→ TASK DESCRIPTION: Copy out every record below exactly as written, but leave out any pictures.

--- Begin DATASET ---

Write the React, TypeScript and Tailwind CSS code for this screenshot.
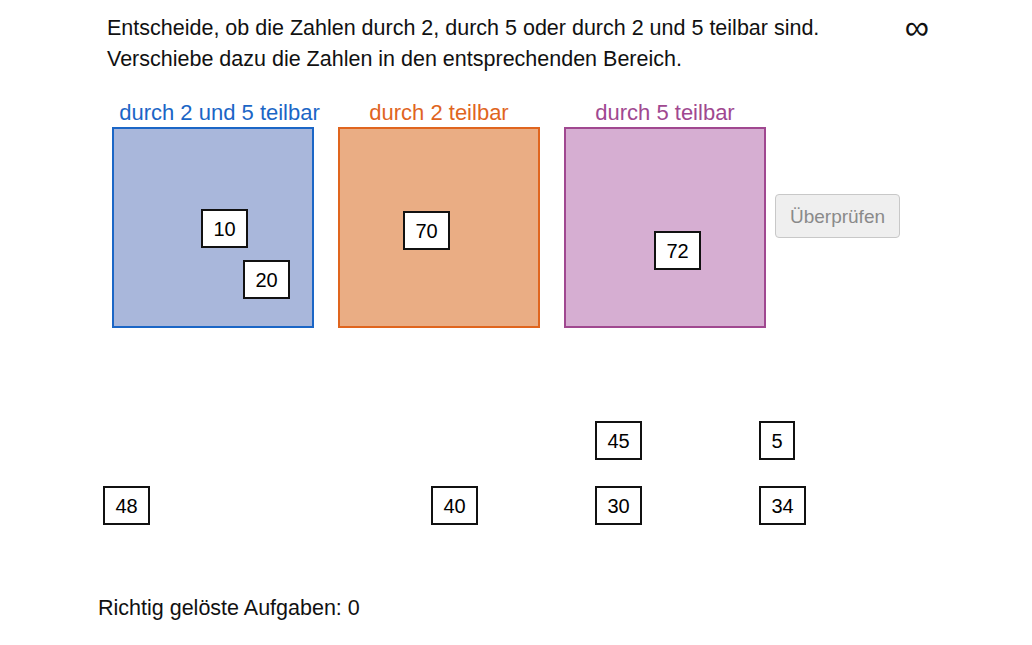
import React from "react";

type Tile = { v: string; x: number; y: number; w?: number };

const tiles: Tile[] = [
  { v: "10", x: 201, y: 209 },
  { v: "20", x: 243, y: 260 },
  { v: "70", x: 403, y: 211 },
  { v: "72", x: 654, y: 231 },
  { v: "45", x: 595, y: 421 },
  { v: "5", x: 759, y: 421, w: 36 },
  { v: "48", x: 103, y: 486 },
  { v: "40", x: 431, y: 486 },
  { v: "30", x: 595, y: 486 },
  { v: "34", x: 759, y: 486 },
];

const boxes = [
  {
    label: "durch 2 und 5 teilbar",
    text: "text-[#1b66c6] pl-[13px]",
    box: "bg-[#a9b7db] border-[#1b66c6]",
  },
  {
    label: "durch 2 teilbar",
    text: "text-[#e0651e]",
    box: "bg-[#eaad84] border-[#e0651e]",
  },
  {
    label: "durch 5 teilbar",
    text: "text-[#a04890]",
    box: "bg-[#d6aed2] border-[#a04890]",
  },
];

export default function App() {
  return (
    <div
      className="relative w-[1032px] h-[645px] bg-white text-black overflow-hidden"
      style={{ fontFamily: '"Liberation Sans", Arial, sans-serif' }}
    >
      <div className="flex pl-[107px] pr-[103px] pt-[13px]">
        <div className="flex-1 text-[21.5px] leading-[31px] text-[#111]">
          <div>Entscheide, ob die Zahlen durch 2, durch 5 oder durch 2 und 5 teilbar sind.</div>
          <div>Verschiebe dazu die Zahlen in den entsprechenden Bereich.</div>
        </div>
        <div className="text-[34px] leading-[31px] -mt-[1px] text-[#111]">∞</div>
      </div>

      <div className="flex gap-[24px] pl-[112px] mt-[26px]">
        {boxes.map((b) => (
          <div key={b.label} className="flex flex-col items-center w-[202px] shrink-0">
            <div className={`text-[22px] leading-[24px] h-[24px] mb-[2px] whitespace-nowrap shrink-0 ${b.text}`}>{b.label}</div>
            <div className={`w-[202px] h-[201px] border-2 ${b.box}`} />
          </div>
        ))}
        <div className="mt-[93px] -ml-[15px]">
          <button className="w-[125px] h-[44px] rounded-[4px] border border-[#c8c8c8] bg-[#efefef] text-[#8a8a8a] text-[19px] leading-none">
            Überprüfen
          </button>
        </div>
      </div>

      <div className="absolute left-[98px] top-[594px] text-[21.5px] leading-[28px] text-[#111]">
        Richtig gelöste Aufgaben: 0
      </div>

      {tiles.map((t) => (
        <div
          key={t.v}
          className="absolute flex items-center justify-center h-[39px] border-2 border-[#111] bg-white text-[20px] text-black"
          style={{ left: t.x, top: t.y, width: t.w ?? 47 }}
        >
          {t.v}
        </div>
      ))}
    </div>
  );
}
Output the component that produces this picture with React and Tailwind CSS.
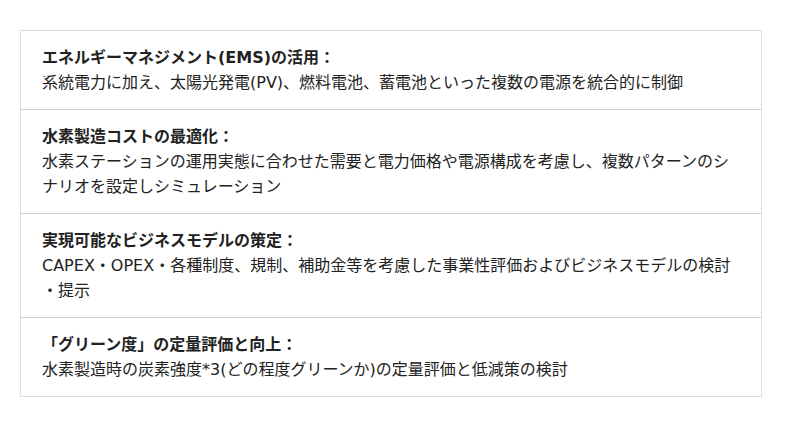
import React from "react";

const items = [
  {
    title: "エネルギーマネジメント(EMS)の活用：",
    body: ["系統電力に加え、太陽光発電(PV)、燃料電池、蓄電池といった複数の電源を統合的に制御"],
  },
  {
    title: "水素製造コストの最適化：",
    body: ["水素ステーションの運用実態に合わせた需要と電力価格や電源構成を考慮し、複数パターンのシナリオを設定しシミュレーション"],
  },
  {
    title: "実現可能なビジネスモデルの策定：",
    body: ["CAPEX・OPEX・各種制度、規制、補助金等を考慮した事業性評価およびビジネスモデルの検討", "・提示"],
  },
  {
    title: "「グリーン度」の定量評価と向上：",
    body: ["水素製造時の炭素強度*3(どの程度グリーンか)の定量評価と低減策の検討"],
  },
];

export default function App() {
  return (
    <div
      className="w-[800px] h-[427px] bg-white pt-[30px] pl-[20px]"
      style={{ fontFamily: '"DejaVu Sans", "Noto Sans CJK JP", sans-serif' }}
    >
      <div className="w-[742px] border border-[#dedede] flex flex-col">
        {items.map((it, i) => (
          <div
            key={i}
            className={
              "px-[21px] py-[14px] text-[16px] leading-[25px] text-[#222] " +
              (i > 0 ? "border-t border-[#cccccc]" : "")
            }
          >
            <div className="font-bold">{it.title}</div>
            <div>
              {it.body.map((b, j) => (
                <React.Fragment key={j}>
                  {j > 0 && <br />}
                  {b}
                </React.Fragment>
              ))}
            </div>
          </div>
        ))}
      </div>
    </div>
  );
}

--- End DATASET ---

→ THE ANSWER:
Write the React, TypeScript and Tailwind CSS code for this screenshot.
import React from "react";

type Tile = { v: string; x: number; y: number; w?: number };

const tiles: Tile[] = [
  { v: "10", x: 201, y: 209 },
  { v: "20", x: 243, y: 260 },
  { v: "70", x: 403, y: 211 },
  { v: "72", x: 654, y: 231 },
  { v: "45", x: 595, y: 421 },
  { v: "5", x: 759, y: 421, w: 36 },
  { v: "48", x: 103, y: 486 },
  { v: "40", x: 431, y: 486 },
  { v: "30", x: 595, y: 486 },
  { v: "34", x: 759, y: 486 },
];

const boxes = [
  {
    label: "durch 2 und 5 teilbar",
    text: "text-[#1b66c6] pl-[13px]",
    box: "bg-[#a9b7db] border-[#1b66c6]",
  },
  {
    label: "durch 2 teilbar",
    text: "text-[#e0651e]",
    box: "bg-[#eaad84] border-[#e0651e]",
  },
  {
    label: "durch 5 teilbar",
    text: "text-[#a04890]",
    box: "bg-[#d6aed2] border-[#a04890]",
  },
];

export default function App() {
  return (
    <div
      className="relative w-[1032px] h-[645px] bg-white text-black overflow-hidden"
      style={{ fontFamily: '"Liberation Sans", Arial, sans-serif' }}
    >
      <div className="flex pl-[107px] pr-[103px] pt-[13px]">
        <div className="flex-1 text-[21.5px] leading-[31px] text-[#111]">
          <div>Entscheide, ob die Zahlen durch 2, durch 5 oder durch 2 und 5 teilbar sind.</div>
          <div>Verschiebe dazu die Zahlen in den entsprechenden Bereich.</div>
        </div>
        <div className="text-[34px] leading-[31px] -mt-[1px] text-[#111]">∞</div>
      </div>

      <div className="flex gap-[24px] pl-[112px] mt-[26px]">
        {boxes.map((b) => (
          <div key={b.label} className="flex flex-col items-center w-[202px] shrink-0">
            <div className={`text-[22px] leading-[24px] h-[24px] mb-[2px] whitespace-nowrap shrink-0 ${b.text}`}>{b.label}</div>
            <div className={`w-[202px] h-[201px] border-2 ${b.box}`} />
          </div>
        ))}
        <div className="mt-[93px] -ml-[15px]">
          <button className="w-[125px] h-[44px] rounded-[4px] border border-[#c8c8c8] bg-[#efefef] text-[#8a8a8a] text-[19px] leading-none">
            Überprüfen
          </button>
        </div>
      </div>

      <div className="absolute left-[98px] top-[594px] text-[21.5px] leading-[28px] text-[#111]">
        Richtig gelöste Aufgaben: 0
      </div>

      {tiles.map((t) => (
        <div
          key={t.v}
          className="absolute flex items-center justify-center h-[39px] border-2 border-[#111] bg-white text-[20px] text-black"
          style={{ left: t.x, top: t.y, width: t.w ?? 47 }}
        >
          {t.v}
        </div>
      ))}
    </div>
  );
}
Output the component that produces this picture with React and Tailwind CSS.
import React from "react";

const items = [
  {
    title: "エネルギーマネジメント(EMS)の活用：",
    body: ["系統電力に加え、太陽光発電(PV)、燃料電池、蓄電池といった複数の電源を統合的に制御"],
  },
  {
    title: "水素製造コストの最適化：",
    body: ["水素ステーションの運用実態に合わせた需要と電力価格や電源構成を考慮し、複数パターンのシナリオを設定しシミュレーション"],
  },
  {
    title: "実現可能なビジネスモデルの策定：",
    body: ["CAPEX・OPEX・各種制度、規制、補助金等を考慮した事業性評価およびビジネスモデルの検討", "・提示"],
  },
  {
    title: "「グリーン度」の定量評価と向上：",
    body: ["水素製造時の炭素強度*3(どの程度グリーンか)の定量評価と低減策の検討"],
  },
];

export default function App() {
  return (
    <div
      className="w-[800px] h-[427px] bg-white pt-[30px] pl-[20px]"
      style={{ fontFamily: '"DejaVu Sans", "Noto Sans CJK JP", sans-serif' }}
    >
      <div className="w-[742px] border border-[#dedede] flex flex-col">
        {items.map((it, i) => (
          <div
            key={i}
            className={
              "px-[21px] py-[14px] text-[16px] leading-[25px] text-[#222] " +
              (i > 0 ? "border-t border-[#cccccc]" : "")
            }
          >
            <div className="font-bold">{it.title}</div>
            <div>
              {it.body.map((b, j) => (
                <React.Fragment key={j}>
                  {j > 0 && <br />}
                  {b}
                </React.Fragment>
              ))}
            </div>
          </div>
        ))}
      </div>
    </div>
  );
}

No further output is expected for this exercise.